My husband, Jesse, a state government worker, called to break the news of a proposal for twelve unpaid furlough days for the next year. We had already endured the effects of six furlough days.
Jesse and I had become a one-income family in 2006 so that I could care for our newborn son, Andrew. Our nation's economic meltdown followed our decision. Grocery expenses rose, and gas prices skyrocketed while we lived on a less-than-average income. But we were thrifty and continually hopeful, and we had another child, our daughter, Gracie. For four years, God's provisions amazed me. Now, as we anticipated lost income, doubt chipped away at my faith.

At the same time, a drought plagued us. Though I watered faithfully, my petunias and Gerber daisies sagged like my forlorn spirit. After weeks, the rain came. Since summer had slipped into autumn, the downpour seemed inconsequential.

"Let's go for a walk, Mama!" Andrew exclaimed the next day, after the storm had cleared. Why not? I thought to myself. It was uncharacteristically warm, and a walk might help me feel better.

I ambled along in the sun's warmth, pushing Gracie in her stroller and watching Andrew pump his legs up and down on his Spiderman bike. Just ahead of me, Andrew put on his brakes, jumped off, and crouched down beside a patch of grass.

"Look, Mama, daisies!" Andrew shouted, amazed. I looked down where Andrew pointed and, sure enough, there was a beautiful patch of daisies. We hadn't noticed them before, even though we walked past this grass almost every day. Although all the other wildflowers had long succumbed to the parched landscape, the vibrant daisies flourished.

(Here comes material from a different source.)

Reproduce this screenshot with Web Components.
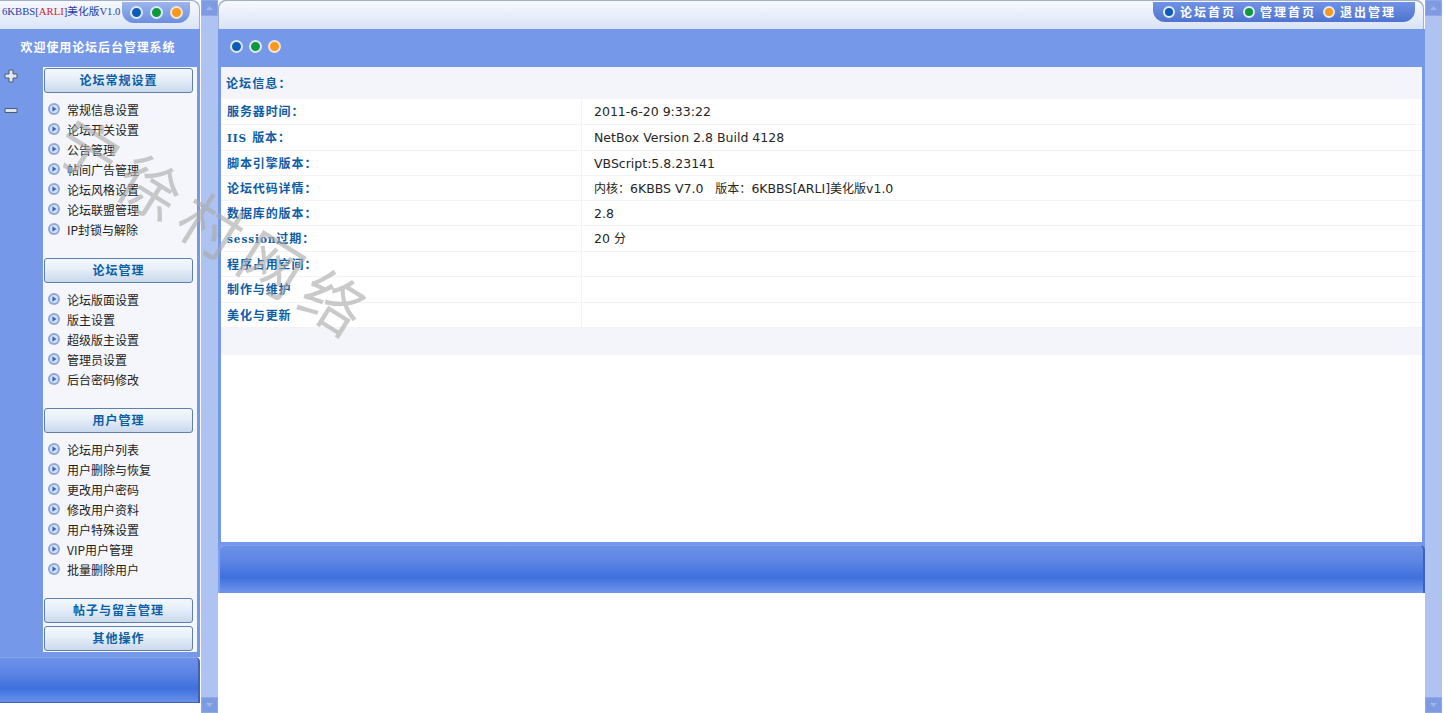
<!DOCTYPE html>
<html lang="zh">
<head>
<meta charset="utf-8">
<title>6KBBS</title>
<style>
  html, body { margin: 0; height: 100%; background: #fff; overflow: hidden; }
  body { font-family: "Noto Sans CJK SC", sans-serif; font-size: 12px; }
</style>
</head>
<body>
<bbs-app></bbs-app>
<script>
// Three coloured dots used in the sidebar head, the main bar
class DotTrio extends HTMLElement {
  constructor() {
    super();
    const gap = this.getAttribute('gap') || '7';
    this.attachShadow({ mode: 'open' }).innerHTML = `
      <style>
        :host { display: inline-flex; gap: ${gap}px; align-items: center; }
        i { width: 9px; height: 9px; border-radius: 50%; border: 2px solid #dfe8fb; display: block; }
        i:nth-of-type(1) { background: #0b5cb5; }
        i:nth-of-type(2) { background: #0c9a3a; }
        i:nth-of-type(3) { background: #f7981f; border-color: #f6e6d6; }
      </style>
      <i></i><i></i><i></i>`;
  }
}
customElements.define('dot-trio', DotTrio);

// Fake scrollbar strip with the two arrow buttons
class ScrollStrip extends HTMLElement {
  constructor() {
    super();
    this.attachShadow({ mode: 'open' }).innerHTML = `
      <style>
        :host { display: flex; flex-direction: column; justify-content: space-between; background: #aec3f1; height: 713px; box-sizing: border-box; }
        b { display: flex; align-items: center; justify-content: center; height: 16px; background: #7d9be2; border: 1px solid #8ea9e6; box-sizing: border-box; }
        svg { display: block; }
      </style>
      <b><svg width="7" height="4"><path d="M0 4 3.5 0 7 4z" fill="#a3b6e6"/></svg></b>
      <b><svg width="7" height="4"><path d="M0 0 3.5 4 7 0z" fill="#a3b6e6"/></svg></b>`;
  }
}
customElements.define('scroll-strip', ScrollStrip);

// Single link in a sidebar group
class MenuItem extends HTMLElement {
  constructor() {
    super();
    this.attachShadow({ mode: 'open' }).innerHTML = `
      <style>
        :host { display: flex; align-items: center; height: 20px; box-sizing: border-box; padding: 0 0 2px 5px; gap: 7px; color: #222; font-size: 12px; white-space: nowrap; }
        svg { flex: none; }
      </style>
      <svg width="12" height="12" viewBox="0 0 12 12">
        <circle cx="6" cy="6" r="6" fill="#8fa8dc"/>
        <circle cx="6" cy="6" r="4" fill="#d5e0f5"/>
        <path d="M4.4 3.2 8.6 6 4.4 8.8z" fill="#3a68bd"/>
      </svg>
      <slot></slot>`;
  }
}
customElements.define('menu-item', MenuItem);

// Sidebar group: a heading button with its links under it
class MenuGroup extends HTMLElement {
  constructor() {
    super();
    this.attachShadow({ mode: 'open' }).innerHTML = `
      <style>
        :host { display: block; }
        .btn {
          width: 149px; height: 25px; margin-left: 1px; box-sizing: border-box; padding-bottom: 2px;
          border: 1px solid #5f80ad; border-radius: 3px;
          background: linear-gradient(#f4f8fd, #e6eef8 45%, #c9d9ec);
          color: #0a5ea8; font-weight: 700; font-size: 12px; letter-spacing: 1px;
          display: flex; align-items: center; justify-content: center;
        }
        .links { padding: 7px 0 18px 0; }
        :host([closed]) .links { display: none; }
        :host([closed]) .btn { margin-bottom: 3px; }
      </style>
      <div class="btn">${this.getAttribute('title')}</div>
      <div class="links"><slot></slot></div>`;
  }
}
customElements.define('menu-group', MenuGroup);

class SideMenu extends HTMLElement {
  constructor() {
    super();
    const groups = [
      ['论坛常规设置', ['常规信息设置', '论坛开关设置', '公告管理', '帖间广告管理', '论坛风格设置', '论坛联盟管理', 'IP封锁与解除']],
      ['论坛管理', ['论坛版面设置', '版主设置', '超级版主设置', '管理员设置', '后台密码修改']],
      ['用户管理', ['论坛用户列表', '用户删除与恢复', '更改用户密码', '修改用户资料', '用户特殊设置', 'VIP用户管理', '批量删除用户']],
      ['帖子与留言管理', null],
      ['其他操作', null]
    ];
    const html = groups.map(([t, items]) => items
      ? `<menu-group title="${t}">${items.map(i => `<menu-item>${i}</menu-item>`).join('')}</menu-group>`
      : `<menu-group title="${t}" closed></menu-group>`).join('');
    this.attachShadow({ mode: 'open' }).innerHTML = `
      <style>
        :host { display: flex; flex-direction: column; width: 200px; height: 713px; }
        .head {
          height: 29px; flex: none; display: flex; justify-content: space-between; align-items: flex-start;
          background: linear-gradient(#f7f9fe, #dbe5f6);
          border-top-right-radius: 8px; box-shadow: inset -1px 1px 0 #9fb0c8;
        }
        .name { font: 10.7px "Liberation Serif", "Noto Sans CJK SC", serif; color: #2a38a8; padding: 3px 0 0 2px; white-space: nowrap; line-height: 16px; }
        .name em { font-style: normal; color: #d8262c; }
        .pill {
          margin: 2px 10px 0 0; width: 68px; height: 21px; display: flex; align-items: center; justify-content: center;
          background: linear-gradient(#9db5ec, #6b8ede); border-radius: 0 0 12px 12px;
        }
        .body { flex: none; height: 628px; background: #7598e8; display: flex; flex-direction: column; }
        .welcome { height: 38px; flex: none; box-sizing: border-box; padding: 9px 4px 0 0; text-align: center; color: #fff; font-weight: 700; font-size: 12px; letter-spacing: .9px; line-height: 18px; }
        .row { display: flex; flex: 1; }
        .tools { width: 43px; flex: none; display: flex; flex-direction: column; align-items: flex-start; gap: 20px; padding: 2px 0 0 4px; box-sizing: border-box; }
        .tools svg { display: block; }
        .panel { width: 154px; height: 585px; flex: none; background: #f4f6fb; padding-top: 1px; box-sizing: border-box; }
        .foot {
          flex: none; height: 46px; border-radius: 0 5px 0 0;
          background: linear-gradient(#6d92e8, #5c84e3 35%, #3f70dd 68%, #6a92e8);
          box-shadow: inset -2px -1px 0 #3d62b8, inset 0 1px 0 #8aa8ee;
        }
      </style>
      <div class="head">
        <div class="name">6KBBS[<em>ARLI</em>]美化版V1.0</div>
        <div class="pill"><dot-trio></dot-trio></div>
      </div>
      <div class="body">
        <div class="welcome">欢迎使用论坛后台管理系统</div>
        <div class="row">
          <div class="tools">
            <svg width="14" height="14" viewBox="0 0 14 14"><path d="M5 1h4v4h4v4H9v4H5V9H1V5h4z" fill="#e3e8ee" stroke="#4c5c70"/></svg>
            <svg width="14" height="14" viewBox="0 0 14 14"><path d="M1 5.5h12v4H1z" fill="#dde3ea" stroke="#4c5c70"/></svg>
          </div>
          <div class="panel">${html}</div>
        </div>
      </div>
      <div class="foot"></div>`;
  }
}
customElements.define('side-menu', SideMenu);

// One row of the information table
class InfoRow extends HTMLElement {
  constructor() {
    super();
    const h = this.getAttribute('h') || '25';
    // latin words in the labels are set a bit smaller than the chinese ones
    const label = this.getAttribute('label').replace(/[A-Za-z]+/, m => `<small>${m}</small>`);
    this.attachShadow({ mode: 'open' }).innerHTML = `
      <style>
        :host { display: grid; grid-template-columns: 361px 1fr; height: ${h}px; box-sizing: border-box; border-bottom: 1px solid #f1f3f9; }
        .k { padding: 0 0 2px 6px; border-right: 1px solid #f1f3f9; display: flex; align-items: center;
             font: 700 12px "DejaVu Serif", "Noto Sans CJK TC", serif; letter-spacing: .9px; color: #0f5ca6; white-space: pre; }
        .k small { font-size: 10.5px; }
        .v { padding: 1px 0 0 12px; display: block;
             font: 12.5px/24px "DejaVu Sans", "Noto Sans CJK TC", sans-serif; color: #262626; white-space: pre; }
      </style>
      <div class="k"><span>${label}</span></div>
      <div class="v"><slot></slot></div>`;
  }
}
customElements.define('info-row', InfoRow);

class MainPane extends HTMLElement {
  constructor() {
    super();
    const rows = [
      ['服务器时间：', '2011-6-20 9:33:22', 26],
      ['IIS 版本：', 'NetBox Version 2.8 Build 4128', 26],
      ['脚本引擎版本：', 'VBScript:5.8.23141', 25],
      ['论坛代码详情：', '<s>内核：</s>6KBBS V7.0   <s>版本：</s>6KBBS[ARLI]<s>美化版</s>v1.0', 25],
      ['数据库的版本：', '2.8', 25],
      ['session过期：', '20 <s>分</s>', 26],
      ['程序占用空间：', '', 25],
      ['制作与维护', '', 26],
      ['美化与更新', '', 25]
    ];
    this.attachShadow({ mode: 'open' }).innerHTML = `
      <style>
        :host { display: flex; flex-direction: column; width: 1207px; height: 713px; background: #fff; }
        .top {
          height: 29px; flex: none; display: flex; justify-content: flex-end; align-items: flex-start;
          background: linear-gradient(#f8fafe, #d9e3f6); border-radius: 8px 8px 0 0; box-shadow: inset 1px 1px 0 #9fb0c8, inset -1px 1px 0 #9fb0c8;
          margin-right: 1px;
        }
        .nav {
          margin: 2px 9px 0 0; width: 262px; height: 20px; box-sizing: border-box; padding: 0 0 1px 10px; display: flex; align-items: center; gap: 5px;
          background: linear-gradient(#6f92e6, #4f74cf); border-radius: 0 0 12px 12px;
          color: #fff; font-weight: 700; font-size: 12px; letter-spacing: 2px; white-space: nowrap;
        }
        .nav i { width: 8px; height: 8px; flex: none; border-radius: 50%; border: 2px solid #e4ecfb; display: block; }
        .nav span { margin-right: 2px; }
        .bar { flex: none; height: 38px; box-sizing: border-box; background: #7598e8; display: flex; align-items: center; padding: 0 0 4px 12px; }
        .frame { flex: none; height: 475px; box-sizing: border-box; border: solid #7598e8; border-width: 0 3px; background: #fff; }
        .title { height: 32px; box-sizing: border-box; padding: 0 0 2px 5px; background: #f3f5fa; display: flex; align-items: center; font: 700 12px "Noto Sans CJK TC", sans-serif; letter-spacing: 1.1px; color: #0f5ca6; }
        .end { height: 27px; background: #f3f5fa; }
        s { text-decoration: none; font-size: 12px; }
        .edge { flex: none; height: 3px; background: #7598e8; }
        .foot {
          flex: none; height: 48px; border-radius: 5px 5px 0 0;
          background: linear-gradient(#6d92e8, #5c84e3 35%, #3f70dd 68%, #7097ea);
          box-shadow: inset 2px 1px 0 #7f9fec, inset -2px 0 0 #3d62b8;
        }
        .foot-wrap { flex: none; background: #7598e8; }
      </style>
      <div class="top">
        <div class="nav">
          <i style="background:#0b5cb5"></i><span>论坛首页</span>
          <i style="background:#0c9a3a"></i><span>管理首页</span>
          <i style="background:#f7981f"></i><span>退出管理</span>
        </div>
      </div>
      <div class="bar"><dot-trio gap="6"></dot-trio></div>
      <div class="frame">
        <div class="title">论坛信息：</div>
        ${rows.map(r => `<info-row label="${r[0]}" h="${r[2]}">${r[1]}</info-row>`).join('')}
        <div class="end"></div>
      </div>
      <div class="edge"></div>
      <div class="foot-wrap"><div class="foot"></div></div>`;
  }
}
customElements.define('main-pane', MainPane);

// Faint site watermark lying over the page
class WaterMark extends HTMLElement {
  constructor() {
    super();
    this.attachShadow({ mode: 'open' }).innerHTML = `
      <style>
        :host { position: absolute; left: 58px; top: 109px; pointer-events: none; transform: rotate(32deg); transform-origin: 30px 40px;
                font: 400 62px "Noto Sans CJK SC", sans-serif; color: rgba(170,170,170,.62); letter-spacing: 10px; white-space: nowrap; line-height: 74px; }
      </style>
      宁徐村网络`;
  }
}
customElements.define('water-mark', WaterMark);

class BbsApp extends HTMLElement {
  constructor() {
    super();
    this.attachShadow({ mode: 'open' }).innerHTML = `
      <style>
        :host { display: flex; position: relative; width: 1444px; height: 713px; overflow: hidden; background: #fff; }
        scroll-strip { width: 17px; flex: none; }
        .gap { width: 1px; flex: none; }
      </style>
      <side-menu></side-menu>
      <div class="gap"></div>
      <scroll-strip></scroll-strip>
      <main-pane></main-pane>
      <scroll-strip></scroll-strip>
      <water-mark></water-mark>`;
  }
}
customElements.define('bbs-app', BbsApp);
</script>
</body>
</html>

"How did they get there?" Andrew asked, as perplexed as I was.

I thought of "Consider the Lilies." The simple message in scripture and the beautiful song tell us that if God cares for the birds, flowers, and grass, He will care for us, too. My worries dissipated, and a slow smile formed on my face. For the first time in weeks, a new spark of hope flickered in my heart.

"Sometimes, it takes a little rain to breathe new life into something," I replied to my son's question.

And sometimes it takes a walk on an uncharacteristically warm day and a thriving patch of wild daisies to breathe new life into a doubting heart. That day, God reminded me once again that He cares for the lilies of the field, the daisies on the roadside -- and my family and me.